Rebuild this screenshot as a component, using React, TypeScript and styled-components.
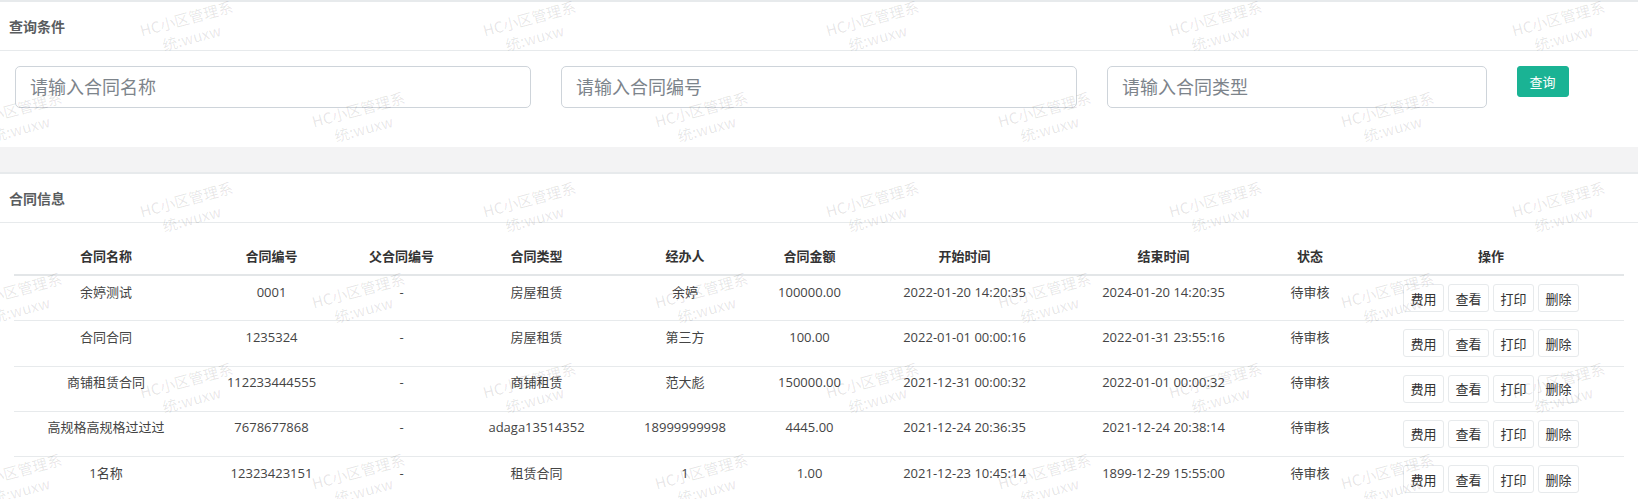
import React from 'react';
import styled, { createGlobalStyle } from 'styled-components';

const GlobalStyle = createGlobalStyle`
  * {
    box-sizing: border-box;
  }
  body {
    margin: 0;
    background: #f3f3f4;
    font-family: "Open Sans", "Noto Sans CJK SC", sans-serif;
    font-size: 13px;
    color: #444;
  }
`;

const Page = styled.div`
  position: relative;
  display: flex;
  flex-direction: column;
  min-height: 100vh;
  overflow: hidden;
`;

const Box = styled.section<{ $fill?: boolean }>`
  background: #ffffff;
  margin-bottom: ${props => (props.$fill ? '0' : '25px')};
  flex: ${props => (props.$fill ? '1' : 'none')};
`;

const BoxTitle = styled.div`
  height: 51px;
  padding: 15px 9px 0;
  border-top: 2px solid #e7eaec;
  border-bottom: 1px solid #e7eaec;
`;

const TitleText = styled.h5`
  margin: 0;
  font-size: 14px;
  line-height: 20px;
  font-weight: 700;
  color: #5a5d5f;
`;

const SearchRow = styled.div`
  display: grid;
  grid-template-columns: 4fr 4fr 3fr 1fr;
  padding: 15px 0 39px;
`;

const SearchCell = styled.div`
  padding: 0 15px;
`;

const SearchInput = styled.input`
  display: block;
  width: 100%;
  height: 42px;
  padding: 0 14px;
  border: 1px solid #ced4da;
  border-radius: 5px;
  font-family: "Open Sans", "Noto Sans CJK SC", sans-serif;
  font-size: 18px;
  color: #495057;
  background: #fff;
  outline: none;

  &::placeholder {
    color: #7d848b;
  }
`;

const PrimaryButton = styled.button`
  height: 31px;
  padding: 0 12px;
  border: 1px solid #1ab394;
  border-radius: 3px;
  background: #1ab394;
  color: #ffffff;
  font-family: "Open Sans", "Noto Sans CJK SC", sans-serif;
  font-size: 13px;
  cursor: pointer;
`;

const TableWrap = styled.div`
  padding: 15px 14px 0;
`;

const Table = styled.table`
  width: 100%;
  table-layout: fixed;
  border-collapse: collapse;
`;

const HeadCell = styled.th`
  padding: 8px 4px;
  line-height: 20px;
  font-size: 13px;
  font-weight: 700;
  color: #333;
  text-align: center;
  border-bottom: 2px solid #e3e6e8;
  white-space: nowrap;
`;

const Cell = styled.td<{ $action?: boolean }>`
  padding: ${props => (props.$action ? '8px 4px 8.3px' : '5.5px 4px 8.3px')};
  line-height: 20px;
  font-size: 13px;
  color: #444;
  text-align: center;
  vertical-align: top;
  border-bottom: 1px solid #e7eaec;
  white-space: nowrap;
`;

const ActionGroup = styled.div`
  display: flex;
  justify-content: center;
  gap: 4px;
`;

const ActionButton = styled.button`
  height: 28px;
  width: 41px;
  padding: 0;
  border: 1px solid #e7eaec;
  border-radius: 3px;
  background: #ffffff;
  color: #333;
  font-family: "Open Sans", "Noto Sans CJK SC", sans-serif;
  font-size: 13px;
  cursor: pointer;
`;

const WatermarkLayer = styled.div`
  position: absolute;
  inset: 0;
  pointer-events: none;
  overflow: hidden;
  z-index: 10;
`;

const Watermark = styled.div`
  position: absolute;
  transform: translate(-50%, -50%) rotate(-15deg);
  font-family: "Noto Sans CJK SC", sans-serif;
  font-size: 15px;
  line-height: 20px;
  text-align: center;
  white-space: nowrap;
  color: rgba(0, 0, 0, 0.1);
  user-select: none;
`;

const columns = [
  { title: '合同名称', width: 184 },
  { title: '合同编号', width: 147 },
  { title: '父合同编号', width: 113 },
  { title: '合同类型', width: 157 },
  { title: '经办人', width: 140 },
  { title: '合同金额', width: 109 },
  { title: '开始时间', width: 201 },
  { title: '结束时间', width: 197 },
  { title: '状态', width: 96 },
  { title: '操作', width: 266 },
];

const contracts = [
  ['余婷测试', '0001', '-', '房屋租赁', '余婷', '100000.00', '2022-01-20 14:20:35', '2024-01-20 14:20:35', '待审核'],
  ['合同合同', '1235324', '-', '房屋租赁', '第三方', '100.00', '2022-01-01 00:00:16', '2022-01-31 23:55:16', '待审核'],
  ['商铺租赁合同', '112233444555', '-', '商铺租赁', '范大彪', '150000.00', '2021-12-31 00:00:32', '2022-01-01 00:00:32', '待审核'],
  ['高规格高规格过过过', '7678677868', '-', 'adaga13514352', '18999999998', '4445.00', '2021-12-24 20:36:35', '2021-12-24 20:38:14', '待审核'],
  ['1名称', '12323423151', '-', '租赁合同', '1', '1.00', '2021-12-23 10:45:14', '1899-12-29 15:55:00', '待审核'],
];

const actions = ['费用', '查看', '打印', '删除'];

// lattice of the "HC小区管理系统:wuxw" watermark
const watermarks: { x: number; y: number }[] = [];
for (let r = 0; r < 7; r++) {
  const y = 28 + 90.5 * r;
  const x0 = r % 2 === 0 ? 189 : 18;
  for (let n = 0; n < 6; n++) {
    watermarks.push({ x: x0 + 343 * n, y });
  }
}

const App: React.FC = () => {
  return (
    <Page>
      <GlobalStyle />
      <Box>
        <BoxTitle>
          <TitleText>查询条件</TitleText>
        </BoxTitle>
        <SearchRow>
          <SearchCell>
            <SearchInput placeholder="请输入合同名称" />
          </SearchCell>
          <SearchCell>
            <SearchInput placeholder="请输入合同编号" />
          </SearchCell>
          <SearchCell>
            <SearchInput placeholder="请输入合同类型" />
          </SearchCell>
          <SearchCell>
            <PrimaryButton type="button">查询</PrimaryButton>
          </SearchCell>
        </SearchRow>
      </Box>

      <Box $fill>
        <BoxTitle>
          <TitleText>合同信息</TitleText>
        </BoxTitle>
        <TableWrap>
          <Table>
            <colgroup>
              {columns.map(c => (
                <col key={c.title} style={{ width: c.width }} />
              ))}
            </colgroup>
            <thead>
              <tr>
                {columns.map(c => (
                  <HeadCell key={c.title}>{c.title}</HeadCell>
                ))}
              </tr>
            </thead>
            <tbody>
              {contracts.map(row => (
                <tr key={row[1]}>
                  {row.map((value, i) => (
                    <Cell key={i}>{value}</Cell>
                  ))}
                  <Cell $action>
                    <ActionGroup>
                      {actions.map(a => (
                        <ActionButton key={a} type="button">{a}</ActionButton>
                      ))}
                    </ActionGroup>
                  </Cell>
                </tr>
              ))}
            </tbody>
          </Table>
        </TableWrap>
      </Box>

      <WatermarkLayer>
        {watermarks.map((w, i) => (
          <Watermark key={i} style={{ left: w.x, top: w.y }}>
            HC小区管理系
            <br />
            统:wuxw
          </Watermark>
        ))}
      </WatermarkLayer>
    </Page>
  );
};

export default App;
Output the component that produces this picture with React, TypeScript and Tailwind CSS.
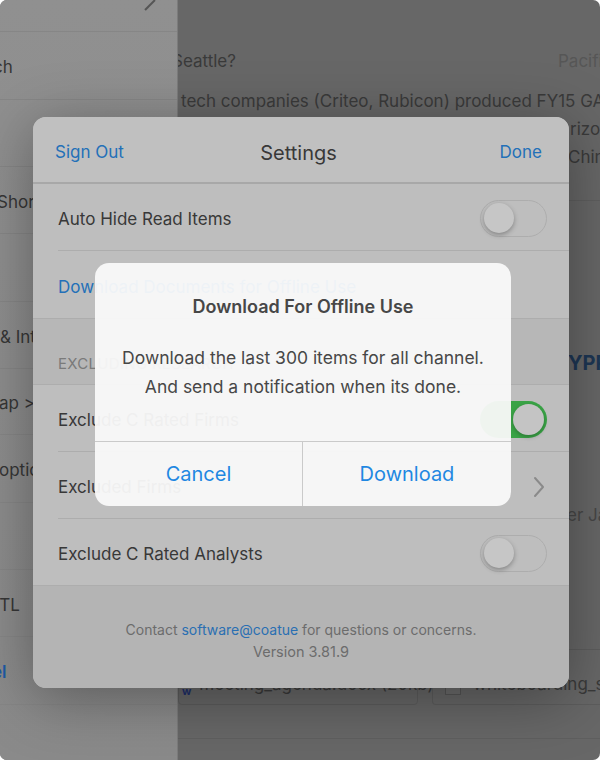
import React from "react";

const font = { fontFamily: "Inter, 'Liberation Sans', sans-serif" };

function Toggle({ on }: { on?: boolean }) {
  if (on) {
    return (
      <div className="relative w-[67px] h-[37px] mt-[3px] rounded-full bg-[#3aa346] shrink-0">
        <div className="absolute right-[3px] top-[3px] w-[31px] h-[31px] rounded-full bg-[#c4c4c4] shadow-[0_2px_4px_rgba(0,0,0,0.25)]" />
      </div>
    );
  }
  return (
    <div className="relative w-[67px] h-[37px] mt-[3px] rounded-full border-[1.5px] border-[#adadad] shrink-0">
      <div className="absolute left-[3px] top-[2px] w-[30px] h-[30px] rounded-full bg-[#c6c6c6] shadow-[0_2px_5px_rgba(0,0,0,0.3)]" />
    </div>
  );
}

function Row({
  label,
  blue,
  right,
  border = true,
}: {
  label: string;
  blue?: boolean;
  right?: React.ReactNode;
  border?: boolean;
}) {
  return (
    <div className="h-[67px] shrink-0 pl-[25px] flex">
      <div
        className={`flex-1 flex items-center justify-between pr-[22px] ${
          border ? "border-b border-[#adadad]" : ""
        }`}
      >
        <span className={`mt-[6px] text-[17px] ${blue ? "text-[#2370b8]" : "text-[#383838]"}`}>{label}</span>
        {right}
      </div>
    </div>
  );
}

export default function App() {
  return (
    <div className="w-[600px] h-[760px] bg-white" style={font}>
      <div className="relative w-full h-full rounded-[7px] overflow-hidden flex bg-[#676767]">
        {/* Left sidebar */}
        <aside className="w-[178px] shrink-0 h-full bg-gradient-to-b from-[#909090] to-[#8a8a8a] border-r border-[#7c7c7c] flex flex-col text-[17px] text-[#363636] overflow-hidden whitespace-nowrap">
          <div className="h-[32px] shrink-0 border-b border-[#868686] relative">
            <div className="absolute left-[149px] top-[-2px] w-[2px] h-[14px] bg-[#555] rotate-45" />
          </div>
          <div className="h-[68px] shrink-0 border-b border-[#868686] flex items-center pt-[5px] -ml-[7px]">ch</div>
          <div className="h-[67px] shrink-0 border-b border-[#868686]" />
          <div className="h-[67px] shrink-0 border-b border-[#868686] flex items-center pt-[5px] -ml-[3px]">Shor</div>
          <div className="h-[68px] shrink-0 border-b border-[#868686]" />
          <div className="h-[67px] shrink-0 border-b border-[#868686] flex items-center pt-[5px]">&amp; Inte</div>
          <div className="h-[66px] shrink-0 border-b border-[#868686] flex items-center pt-[5px] -ml-[1px]">ap &gt;</div>
          <div className="h-[68px] shrink-0 border-b border-[#868686] flex items-center pt-[5px] -ml-[1px]">optio</div>
          <div className="h-[67px] shrink-0 border-b border-[#868686]" />
          <div className="h-[67px] shrink-0 border-b border-[#868686] flex items-center pt-[5px] -ml-[11px]">ETL</div>
          <div className="h-[68px] shrink-0 border-b border-[#868686] flex items-center pt-[5px] -ml-[39px] text-[#1d5aa6] font-semibold">Panel</div>
        </aside>

        {/* Right main content */}
        <main className="flex-1 h-full flex flex-col pt-[49px] text-[17px] text-[#3a3a3a] overflow-hidden whitespace-nowrap">
          <div className="h-[24px] leading-[24px] flex -ml-[6px]">
            <span className="w-[386px] shrink-0">Seattle?</span>
            <span className="text-[#565656]">Pacific Northwest</span>
          </div>
          <div className="mt-[14px] leading-[28px] pl-[3px]">
            tech companies (Criteo, Rubicon) produced FY15 GAAP revenue
          </div>
          <div className="leading-[28px] pl-[392px]">rizon</div>
          <div className="leading-[28px] pl-[390px]">China</div>
          <div className="mt-[29px] border-t border-[#5f5f5f]" />
          <div className="mt-[150px] h-[24px] leading-[24px] pl-[390px] text-[20px] font-bold text-[#1d3654]">YPP.</div>
          <div className="mt-[128px] h-[24px] leading-[24px] pl-[389px] text-[#474747]">er Ja</div>
          <div className="mt-[122px] flex gap-[14px]">
            <div className="w-[240px] h-[56px] shrink-0 border border-[#5d5d5d] rounded-[4px] flex items-end pb-[10px] pl-[3px] gap-[8px]">
              <span className="text-[11px] font-bold text-[#1f2f6a] leading-none mb-[-3px]">w</span>
              <span className="text-[#3a3a3a] leading-[20px]">meeting_agenda.docx (20kb)</span>
            </div>
            <div className="flex-1 h-[56px] border border-[#5d5d5d] border-r-0 rounded-l-[4px] flex items-end pb-[8px] pl-[12px] gap-[12px]">
              <span className="w-[16px] h-[17px] border border-[#555] bg-[#6c6c6c] mb-[1px]" />
              <span className="text-[#3a3a3a] leading-[20px] mb-[2px]">whiteboarding_session.pdf</span>
            </div>
          </div>
          <div className="mt-[33px] border-t border-[#5f5f5f]" />
        </main>

        {/* Settings modal */}
        <div className="absolute left-[33px] top-[117px] w-[536px] h-[571px] rounded-[13px] bg-[#bebebe] overflow-hidden shadow-[0_10px_60px_rgba(0,0,0,0.35)] flex flex-col">
          <div className="h-[67px] shrink-0 border-b-2 border-[#a8a8a8] grid grid-cols-3 items-center pt-[6px] pl-[22px] pr-[27px] bg-[#c0c0c0]">
            <span className="text-[17px] text-[#2370b8]">Sign Out</span>
            <span className="text-[20px] text-[#383838] text-center">Settings</span>
            <span className="text-[17px] text-[#2370b8] text-right">Done</span>
          </div>
          <Row label="Auto Hide Read Items" right={<Toggle />} />
          <Row label="Download Documents for Offline Use" blue border={false} />
          <div className="h-[67px] shrink-0 border-y border-[#adadad] bg-[#b7b7b7] flex items-end pb-[9px] pl-[25px] text-[15px] text-[#7a7a7a] tracking-[0.3px]">
            EXCLUDING RESEARCH
          </div>
          <Row label="Exclude C Rated Firms" right={<Toggle on />} />
          <Row
            label="Excluded Firms"
            right={
              <svg width="12" height="22" viewBox="0 0 12 22" className="mr-[2px] mt-[3px]">
                <path d="M2 2 L10 11 L2 20" fill="none" stroke="#8a8a8a" strokeWidth="2" strokeLinecap="round" strokeLinejoin="round" />
              </svg>
            }
          />
          <div className="h-[67px] shrink-0 pl-[25px] flex items-center justify-between pr-[22px] border-b border-[#adadad]">
            <span className="mt-[6px] text-[17px] text-[#383838]">Exclude C Rated Analysts</span>
            <Toggle />
          </div>
          <div className="flex-1 bg-[#b4b4b4] flex flex-col items-center pt-[33px] leading-[22px] text-[#6c6c6c]">
            <div className="text-[14px]">
              Contact <span className="text-[#2a6fb2]">software@coatue</span> for questions or concerns.
            </div>
            <div className="text-[14.5px]">Version 3.81.9</div>
          </div>
        </div>

        {/* Alert */}
        <div className="absolute left-[95px] top-[263px] w-[416px] h-[243px] rounded-[14px] bg-[rgba(249,249,249,0.95)] flex flex-col text-[#474747]">
          <div className="flex-1 flex flex-col items-center pt-[31px]">
            <div className="text-[18px] font-semibold leading-[26px]">Download For Offline Use</div>
            <div className="mt-[23px] text-[17.5px] leading-[29px] text-center">
              Download the last 300 items for all channel.
              <br />
              And send a notification when its done.
            </div>
          </div>
          <div className="h-[65px] shrink-0 border-t border-[#cacaca] grid grid-cols-2 text-[20px] text-[#1f88e2]">
            <div className="flex items-center justify-center border-r border-[#cacaca]">Cancel</div>
            <div className="flex items-center justify-center">Download</div>
          </div>
        </div>
      </div>
    </div>
  );
}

+ + + + + + +

## PROBLEM STATEMENT
Only the number should be given: how many lines of the data contain the word "components"?

## OUTPUT OF THE TASK
2